A Few Thoughts After The Inaugural Child, Adolescent, and Parent Psychotherapy Committee Pre-conference Program

By Ann Marie Sacramone (USA)

At the recent IARPP conference in Rome, The Child, Adolescent, and Parent Psychotherapy Committee offered its inaugural pre-conference workshop entitled “Forms of Vitality at Play between Children, Adolescents, Parents, and Therapists.” During this workshop panelists from all over the world engaged with the audience and with each other about their work with children, adolescents, and parents.


Neil Altman (USA), the founder of the original Child and Adolescent Interest Group, served as interlocutor for our program, a format instituted to facilitate discussion among all the participants instead of having just one discussant.  I felt that Neil did this by prompting the presenters to develop their own thinking, live, as part of the presentation.  Marco Bernabei (Italy) and Amy Joelson (USA) both commented on how the use of videotape by Rosa Velasco (Spain), Aleksandra Misiolek (Spain), Laura Molet (Spain), and Fabia Eleonora Banella (Italy) influenced their thinking right at that moment, and how that change would inform their clinical work going forward.

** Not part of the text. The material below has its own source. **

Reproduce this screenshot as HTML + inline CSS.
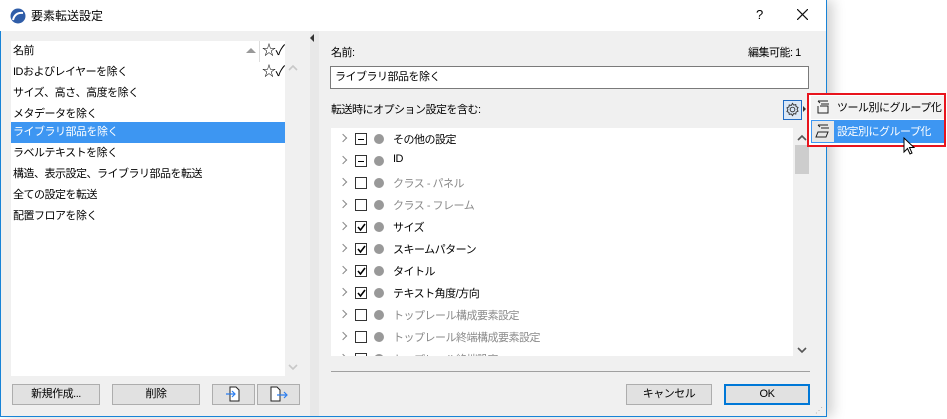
<!DOCTYPE html>
<html><head><meta charset="utf-8"><style>
*{margin:0;padding:0;box-sizing:border-box}
body{width:947px;height:417px;position:relative;background:#fff;font-family:"Liberation Sans","Noto Sans CJK JP",sans-serif;font-size:11px;letter-spacing:-0.5px;color:#000;overflow:hidden}
.abs{position:absolute}
.win{left:0;top:0;width:827px;height:417px;border:1px solid #1883d7;border-top:none;background:#f0f0f0;box-shadow:6px 0 12px rgba(0,0,0,.18)}
.title{left:0;top:0;width:826px;height:31px;background:#fff}
.t{position:absolute;white-space:nowrap;line-height:16px}
.list{left:11px;top:41px;width:274px;height:335px;background:#fff}
.row{position:absolute;left:0;width:274px;height:21px;padding-left:2px;line-height:21px}
.btn{position:absolute;height:21px;background:#e1e1e1;border:1px solid #adadad;text-align:center;line-height:19px}
.tree{left:331px;top:128px;width:462px;height:228px;background:#fff;overflow:hidden}
.tr{position:absolute;left:0;height:22px;width:462px}
.chev{position:absolute;left:9px;top:7px;width:6px;height:6px;border-right:1.5px solid #888;border-bottom:1.5px solid #888;transform:rotate(-45deg)}
.cb{position:absolute;left:24px;top:5px;width:12px;height:12px;border:1px solid #333;background:#fff}
.dot{position:absolute;left:43px;top:6px;width:10px;height:10px;border-radius:50%;background:#999}
.lbl{position:absolute;left:62px;top:3px;white-space:nowrap}
.g{color:#8a8a8a}
</style></head><body>
<div class="abs win"></div>
<div class="abs title"></div>
<svg class="abs" style="left:10px;top:8px" width="16" height="16" viewBox="0 0 16 16"><circle cx="8" cy="8" r="7.5" fill="#2f5da8"/><path d="M3 12 Q5 4 13 5" stroke="#fff" stroke-width="2" fill="none"/></svg>
<div class="t" style="left:31px;top:8px;font-size:12px;letter-spacing:0">要素転送設定</div>
<div class="t" style="left:756px;top:7px;font-size:13px">?</div>
<svg class="abs" style="left:797px;top:9px" width="11" height="11"><path d="M0 0L11 11M11 0L0 11" stroke="#111" stroke-width="1.2"/></svg>

<div class="abs list">
 <div class="row" style="top:0">名前</div>
 <div class="abs" style="left:235px;top:7px;width:0;height:0;border-left:5px solid transparent;border-right:5px solid transparent;border-bottom:5px solid #999"></div>
 <div class="abs" style="left:248px;top:0;width:1px;height:21px;background:#ddd"></div>
 <div class="t" style="left:251px;top:1px;font-size:14px">☆✓</div>
 <div class="row" style="top:21px">IDおよびレイヤーを除く</div>
 <div class="t" style="left:251px;top:22px;font-size:14px">☆✓</div>
 <div class="row" style="top:42px">サイズ、高さ、高度を除く</div>
 <div class="row" style="top:63px">メタデータを除く</div>
 <div class="row" style="top:81px;background:#3d96f2;color:#fff">ライブラリ部品を除く</div>
 <div class="row" style="top:102px">ラベルテキストを除く</div>
 <div class="row" style="top:123px">構造、表示設定、ライブラリ部品を転送</div>
 <div class="row" style="top:144px">全ての設定を転送</div>
 <div class="row" style="top:165px">配置フロアを除く</div>
</div>
<svg class="abs" style="left:288px;top:64px" width="10" height="7"><path d="M1 6l4-4 4 4" stroke="#c8c8c8" stroke-width="1.6" fill="none"/></svg>
<svg class="abs" style="left:288px;top:364px" width="10" height="7"><path d="M1 1l4 4 4-4" stroke="#c8c8c8" stroke-width="1.6" fill="none"/></svg>
<div class="abs" style="left:310px;top:31px;width:9px;height:385px;background:#e8e8e8"></div>
<div class="abs" style="left:310px;top:34px;width:0;height:0;border-top:4px solid transparent;border-bottom:4px solid transparent;border-right:4px solid #333"></div>

<div class="btn" style="left:12px;top:384px;width:88px">新規作成...</div>
<div class="btn" style="left:112px;top:384px;width:88px">削除</div>
<div class="btn" style="left:212px;top:384px;width:43px"><svg width="20" height="18" viewBox="0 0 20 18"><path d="M6 2h6l3 3v11H6z" fill="#fff" stroke="#222"/><path d="M2 9h9M8 6l3 3-3 3" stroke="#2b7ef0" fill="none" stroke-width="1.2"/></svg></div>
<div class="btn" style="left:257px;top:384px;width:43px"><svg width="22" height="18" viewBox="0 0 22 18"><path d="M3 2h6l3 3v11H3z" fill="#fff" stroke="#222"/><path d="M9 10h10M16 7l3 3-3 3" stroke="#2b7ef0" fill="none" stroke-width="1.2"/></svg></div>

<div class="t" style="left:331px;top:45px">名前:</div>
<div class="t" style="left:748px;top:45px">編集可能: 1</div>
<div class="abs" style="left:330px;top:66px;width:479px;height:23px;background:#fff;border:1px solid #7a7a7a"></div>
<div class="t" style="left:335px;top:69px">ライブラリ部品を除く</div>
<div class="t" style="left:331px;top:102px">転送時にオプション設定を含む:</div>
<div class="abs" style="left:783px;top:100px;width:19px;height:20px;border:1px solid #1f6bc4;background:#dbe8f7"></div>
<svg class="abs" style="left:785px;top:102px" width="15" height="15" viewBox="0 0 16 16"><circle cx="8" cy="8" r="2.5" fill="none" stroke="#333"/><path d="M8 1.5l1.3 1.8 2.2-.6.3 2.2 2.1.9-1 2 1 2-2.1.9-.3 2.2-2.2-.6L8 14.5l-1.3-1.8-2.2.6-.3-2.2-2.1-.9 1-2-1-2 2.1-.9.3-2.2 2.2.6z" fill="none" stroke="#333"/></svg>
<div class="abs" style="left:803px;top:106px;border-top:3px solid transparent;border-bottom:3px solid transparent;border-left:3px solid #333"></div>

<div class="abs tree">
 <div class="tr" style="top:0"><div class="chev"></div><div class="cb"><div class="abs" style="left:2px;top:5px;width:6px;height:1px;background:#000"></div></div><div class="dot"></div><div class="lbl">その他の設定</div></div>
 <div class="tr" style="top:22px"><div class="chev"></div><div class="cb"><div class="abs" style="left:2px;top:5px;width:6px;height:1px;background:#000"></div></div><div class="dot"></div><div class="lbl">ID</div></div>
 <div class="tr" style="top:44px"><div class="chev"></div><div class="cb"></div><div class="dot"></div><div class="lbl g">クラス - パネル</div></div>
 <div class="tr" style="top:66px"><div class="chev"></div><div class="cb"></div><div class="dot"></div><div class="lbl g">クラス - フレーム</div></div>
 <div class="tr" style="top:88px"><div class="chev"></div><div class="cb"><svg class="abs" style="left:1px;top:1px" width="9" height="9"><path d="M1 4l2.5 3L8 1" stroke="#000" stroke-width="1.6" fill="none"/></svg></div><div class="dot"></div><div class="lbl">サイズ</div></div>
 <div class="tr" style="top:110px"><div class="chev"></div><div class="cb"><svg class="abs" style="left:1px;top:1px" width="9" height="9"><path d="M1 4l2.5 3L8 1" stroke="#000" stroke-width="1.6" fill="none"/></svg></div><div class="dot"></div><div class="lbl">スキームパターン</div></div>
 <div class="tr" style="top:132px"><div class="chev"></div><div class="cb"><svg class="abs" style="left:1px;top:1px" width="9" height="9"><path d="M1 4l2.5 3L8 1" stroke="#000" stroke-width="1.6" fill="none"/></svg></div><div class="dot"></div><div class="lbl">タイトル</div></div>
 <div class="tr" style="top:154px"><div class="chev"></div><div class="cb"><svg class="abs" style="left:1px;top:1px" width="9" height="9"><path d="M1 4l2.5 3L8 1" stroke="#000" stroke-width="1.6" fill="none"/></svg></div><div class="dot"></div><div class="lbl">テキスト角度/方向</div></div>
 <div class="tr" style="top:176px"><div class="chev"></div><div class="cb"></div><div class="dot"></div><div class="lbl g">トップレール構成要素設定</div></div>
 <div class="tr" style="top:198px"><div class="chev"></div><div class="cb"></div><div class="dot"></div><div class="lbl g">トップレール終端構成要素設定</div></div>
 <div class="tr" style="top:220px"><div class="chev"></div><div class="cb"></div><div class="dot"></div><div class="lbl g">トップレール終端設定</div></div>
</div>
<div class="abs" style="left:793px;top:128px;width:16px;height:228px;background:#f0f0f0"></div>
<div class="abs" style="left:795px;top:145px;width:14px;height:29px;background:#cdcdcd"></div>
<svg class="abs" style="left:797px;top:134px" width="10" height="7"><path d="M1 6l4-4 4 4" stroke="#555" stroke-width="1.6" fill="none"/></svg>
<svg class="abs" style="left:797px;top:347px" width="10" height="7"><path d="M1 1l4 4 4-4" stroke="#555" stroke-width="1.6" fill="none"/></svg>
<div class="abs" style="left:331px;top:371px;width:479px;height:1px;background:#a0a0a0"></div>
<div class="btn" style="left:626px;top:384px;width:86px">キャンセル</div>
<div class="btn" style="left:724px;top:384px;width:86px;border:2px solid #0078d7;line-height:17px">OK</div>
<div class="t" style="left:815px;top:403px;font-size:8px;color:#aaa">⋰</div>

<div class="abs" style="left:807px;top:93px;width:139px;height:54px;border:2px solid #e8141d;background:#fff">
 <div class="abs" style="left:2px;top:1px;width:133px;height:23px;background:#f2f2f2"></div>
 <div class="abs" style="left:2px;top:25px;width:133px;height:23px;background:#3d96f2"></div>
 <div class="abs" style="left:3px;top:26px;width:22px;height:21px;background:#e8e8e8"></div>
 <svg class="abs" style="left:6px;top:4px" width="16" height="16"><path d="M3 2h10M3 2l2 2M6 5h8M5 7h8v7H3V7" stroke="#222" fill="none"/></svg>
 <svg class="abs" style="left:6px;top:28px" width="16" height="16"><path d="M3 2h10M3 2l2 2M6 5h8M3 9h10l-2 5H1z" stroke="#222" fill="none"/></svg>
 <div class="t" style="left:28px;top:5px">ツール別にグループ化</div>
 <div class="t" style="left:28px;top:29px;color:#fff">設定別にグループ化</div>
</div>
<svg class="abs" style="left:903px;top:137px" width="14" height="20"><path d="M1 1v14l3.5-3.5 2.5 5.5 2-1-2.5-5.5H11z" fill="#fff" stroke="#000"/></svg>
</body></html>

Amy Joelson presented her work with a selfie-taking adolescent patient, taking the experience further by enjoying a selfie moment herself during her presentation, as seen in the photo above. This moment enabled Amy to imagine what her patient’s experience might have been like had she been present, enjoying the full house comprised of audience members interested in our committee’s inaugural program. In this way we could imagine experiencing Amy’s patient experiencing us.  I think Amy’s patient might have taken satisfaction, as I do, in the joyful engagement among us all that you can see in the photographed faces.


During our workshop Aleksandra Misiolek reported a feeling of belonging to a team that was cohesive from the moment we first collaborated to create this program, as we coordinated internationally by phone and email. That feeling of belonging in our group of presenters continued as she presented her work along with the other panelists.  Aleksandra resonated with Amy, as both reported feeling unsure about sharing their work in this format. I was particularly struck by Aleksandra’s comment that the cases that oblige us to search for creative and alternative ways of approaching them are the ones that contribute to the development of psychotherapy. She considers this process a form of vitality.

I feel that the members of our committee who could not attend the pre-conference, Susi Federici (Italy), Esther Bamberger (Israel), Macarena López (Chile), and Frances La Barre (USA), nevertheless actively belonged to our group, as they were involved in building the program, reading the papers, and sharing their responses as our committee developed its presentation.  Susi, of course, was not present as she was working on orchestrating the entire conference to which we all belonged!

For me, it felt magical to be able to watch the investigative, responsive, and open sharing process of the new Child, Adolescent, and Parent Psychotherapy Committee as it unfolded.  The learning that took place during our panel felt like a Dan Stern “moment of meaning.”